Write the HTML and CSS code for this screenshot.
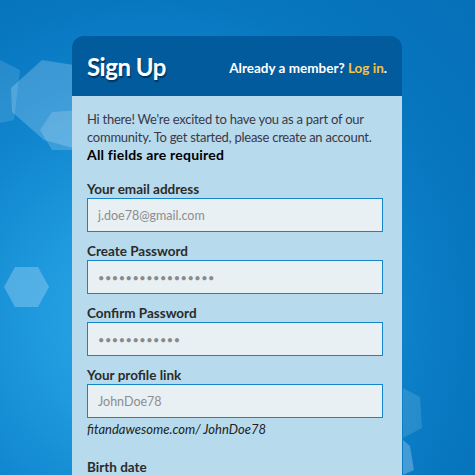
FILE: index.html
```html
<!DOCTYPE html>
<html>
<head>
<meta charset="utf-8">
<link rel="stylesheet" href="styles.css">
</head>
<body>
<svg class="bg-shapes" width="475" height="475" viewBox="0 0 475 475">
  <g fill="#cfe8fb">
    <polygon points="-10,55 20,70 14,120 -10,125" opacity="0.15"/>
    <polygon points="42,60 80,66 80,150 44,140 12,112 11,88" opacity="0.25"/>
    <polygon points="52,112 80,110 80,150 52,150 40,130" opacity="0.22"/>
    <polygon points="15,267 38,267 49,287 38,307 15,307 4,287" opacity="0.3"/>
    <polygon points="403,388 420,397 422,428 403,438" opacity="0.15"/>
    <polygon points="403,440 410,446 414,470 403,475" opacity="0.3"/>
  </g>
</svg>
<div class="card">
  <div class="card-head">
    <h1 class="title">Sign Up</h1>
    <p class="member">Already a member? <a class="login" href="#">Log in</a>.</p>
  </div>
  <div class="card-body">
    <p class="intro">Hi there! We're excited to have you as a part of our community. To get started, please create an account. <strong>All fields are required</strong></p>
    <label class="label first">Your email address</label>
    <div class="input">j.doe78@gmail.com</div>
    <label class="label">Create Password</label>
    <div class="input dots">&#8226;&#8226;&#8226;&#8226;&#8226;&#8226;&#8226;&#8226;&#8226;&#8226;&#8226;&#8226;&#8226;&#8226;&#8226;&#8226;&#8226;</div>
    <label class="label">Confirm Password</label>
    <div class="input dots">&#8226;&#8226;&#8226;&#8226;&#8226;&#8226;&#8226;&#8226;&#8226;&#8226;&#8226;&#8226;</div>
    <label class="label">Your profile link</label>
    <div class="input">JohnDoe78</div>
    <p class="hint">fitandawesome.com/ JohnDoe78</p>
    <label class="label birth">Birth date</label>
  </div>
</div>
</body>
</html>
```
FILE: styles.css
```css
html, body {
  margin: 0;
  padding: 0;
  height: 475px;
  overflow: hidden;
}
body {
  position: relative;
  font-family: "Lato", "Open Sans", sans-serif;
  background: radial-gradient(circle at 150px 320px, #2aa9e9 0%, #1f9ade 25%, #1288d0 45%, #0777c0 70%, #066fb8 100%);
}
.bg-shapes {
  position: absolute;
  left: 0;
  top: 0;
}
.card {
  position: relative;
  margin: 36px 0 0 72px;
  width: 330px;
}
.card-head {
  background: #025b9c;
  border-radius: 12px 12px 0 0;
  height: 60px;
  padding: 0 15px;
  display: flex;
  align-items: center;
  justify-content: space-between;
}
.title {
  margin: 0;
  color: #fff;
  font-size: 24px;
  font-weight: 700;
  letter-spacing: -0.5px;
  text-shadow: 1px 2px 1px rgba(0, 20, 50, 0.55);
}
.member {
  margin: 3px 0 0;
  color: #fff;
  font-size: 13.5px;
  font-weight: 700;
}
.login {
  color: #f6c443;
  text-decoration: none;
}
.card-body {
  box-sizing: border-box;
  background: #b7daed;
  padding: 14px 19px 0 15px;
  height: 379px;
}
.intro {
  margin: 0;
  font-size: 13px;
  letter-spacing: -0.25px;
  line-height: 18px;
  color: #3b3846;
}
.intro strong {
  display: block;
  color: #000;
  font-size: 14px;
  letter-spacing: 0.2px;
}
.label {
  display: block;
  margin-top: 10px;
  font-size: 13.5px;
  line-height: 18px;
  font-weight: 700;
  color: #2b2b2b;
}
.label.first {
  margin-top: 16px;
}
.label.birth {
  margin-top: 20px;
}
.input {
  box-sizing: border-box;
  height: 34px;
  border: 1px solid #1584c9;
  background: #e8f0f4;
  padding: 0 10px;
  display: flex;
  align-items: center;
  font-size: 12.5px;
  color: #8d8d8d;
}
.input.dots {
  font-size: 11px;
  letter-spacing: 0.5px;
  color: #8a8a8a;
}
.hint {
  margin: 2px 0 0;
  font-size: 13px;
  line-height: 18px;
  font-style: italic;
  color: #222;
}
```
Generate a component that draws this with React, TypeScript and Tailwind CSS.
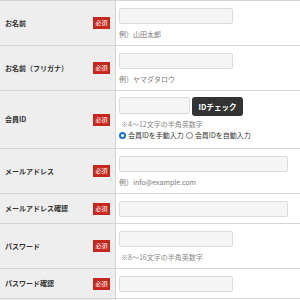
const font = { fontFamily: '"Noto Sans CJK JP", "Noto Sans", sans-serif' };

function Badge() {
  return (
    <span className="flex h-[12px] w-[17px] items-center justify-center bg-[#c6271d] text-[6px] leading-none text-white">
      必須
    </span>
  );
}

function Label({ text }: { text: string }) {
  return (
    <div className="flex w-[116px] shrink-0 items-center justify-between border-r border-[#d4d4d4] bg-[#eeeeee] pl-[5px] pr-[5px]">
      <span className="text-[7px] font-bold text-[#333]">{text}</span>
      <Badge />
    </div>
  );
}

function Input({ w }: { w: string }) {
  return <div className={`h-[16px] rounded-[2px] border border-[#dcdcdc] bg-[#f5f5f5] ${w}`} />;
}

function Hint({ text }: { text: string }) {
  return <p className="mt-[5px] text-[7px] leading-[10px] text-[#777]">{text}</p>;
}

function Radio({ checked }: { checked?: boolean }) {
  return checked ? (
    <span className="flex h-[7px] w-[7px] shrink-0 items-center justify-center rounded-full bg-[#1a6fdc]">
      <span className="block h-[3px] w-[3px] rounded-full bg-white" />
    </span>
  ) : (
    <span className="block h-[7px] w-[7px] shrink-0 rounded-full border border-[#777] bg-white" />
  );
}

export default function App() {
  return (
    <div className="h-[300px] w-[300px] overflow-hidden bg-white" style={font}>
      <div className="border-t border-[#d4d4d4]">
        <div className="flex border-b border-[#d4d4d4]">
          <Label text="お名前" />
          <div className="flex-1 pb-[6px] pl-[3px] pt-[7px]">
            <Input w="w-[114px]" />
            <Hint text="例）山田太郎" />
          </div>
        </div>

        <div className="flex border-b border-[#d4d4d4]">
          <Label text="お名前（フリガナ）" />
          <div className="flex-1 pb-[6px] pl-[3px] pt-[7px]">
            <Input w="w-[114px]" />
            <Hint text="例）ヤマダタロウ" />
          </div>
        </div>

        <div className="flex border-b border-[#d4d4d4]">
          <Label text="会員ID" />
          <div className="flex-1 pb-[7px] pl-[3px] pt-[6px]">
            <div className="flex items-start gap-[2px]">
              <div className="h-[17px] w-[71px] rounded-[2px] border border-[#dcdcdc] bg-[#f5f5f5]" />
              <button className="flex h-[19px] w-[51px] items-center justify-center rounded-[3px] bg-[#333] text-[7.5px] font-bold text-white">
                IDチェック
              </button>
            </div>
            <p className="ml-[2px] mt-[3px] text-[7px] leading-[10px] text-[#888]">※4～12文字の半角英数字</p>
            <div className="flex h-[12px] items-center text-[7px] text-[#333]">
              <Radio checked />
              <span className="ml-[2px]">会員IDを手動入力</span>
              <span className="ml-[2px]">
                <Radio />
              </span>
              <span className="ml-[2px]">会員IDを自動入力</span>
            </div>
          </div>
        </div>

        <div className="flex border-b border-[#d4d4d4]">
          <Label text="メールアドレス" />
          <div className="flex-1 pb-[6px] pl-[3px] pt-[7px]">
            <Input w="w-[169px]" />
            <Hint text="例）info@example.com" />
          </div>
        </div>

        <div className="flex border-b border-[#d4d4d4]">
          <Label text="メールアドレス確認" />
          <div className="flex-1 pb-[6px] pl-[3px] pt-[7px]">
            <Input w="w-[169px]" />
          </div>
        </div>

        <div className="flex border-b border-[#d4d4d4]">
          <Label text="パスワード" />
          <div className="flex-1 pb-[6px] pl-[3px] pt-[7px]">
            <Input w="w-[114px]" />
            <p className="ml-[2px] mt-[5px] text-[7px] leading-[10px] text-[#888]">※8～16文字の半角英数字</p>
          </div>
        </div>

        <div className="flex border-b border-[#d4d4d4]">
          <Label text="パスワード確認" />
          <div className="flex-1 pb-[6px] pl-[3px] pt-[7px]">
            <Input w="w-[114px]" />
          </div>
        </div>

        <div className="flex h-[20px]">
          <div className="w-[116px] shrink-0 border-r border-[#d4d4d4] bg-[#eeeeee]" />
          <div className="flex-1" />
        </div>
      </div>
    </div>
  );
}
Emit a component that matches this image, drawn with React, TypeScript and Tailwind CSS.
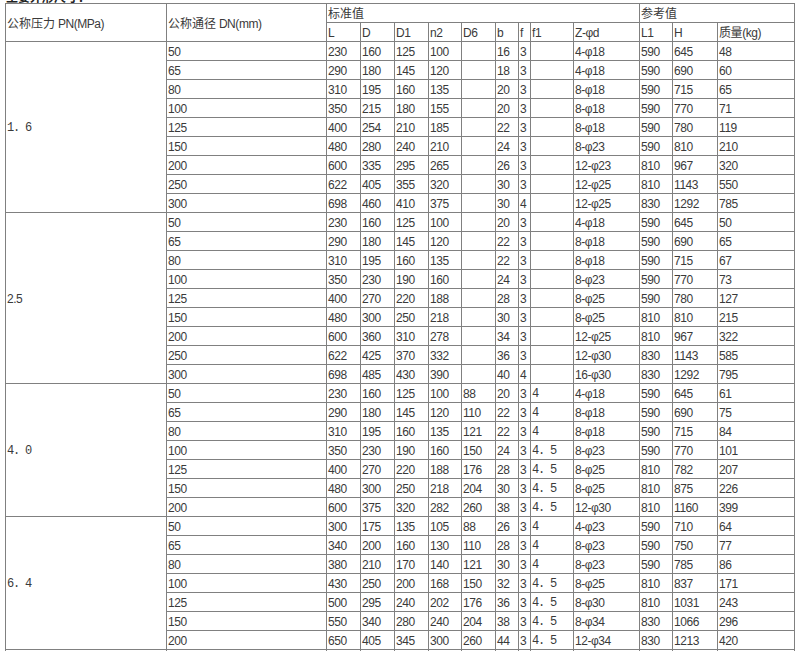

CHALLENGE >> Pick out and copy the lines of the entries that hold the string "React".

REPLY >>
Generate a component that draws this with React, TypeScript and Tailwind CSS.
Emit a component that matches this image, drawn with React, TypeScript and Tailwind CSS.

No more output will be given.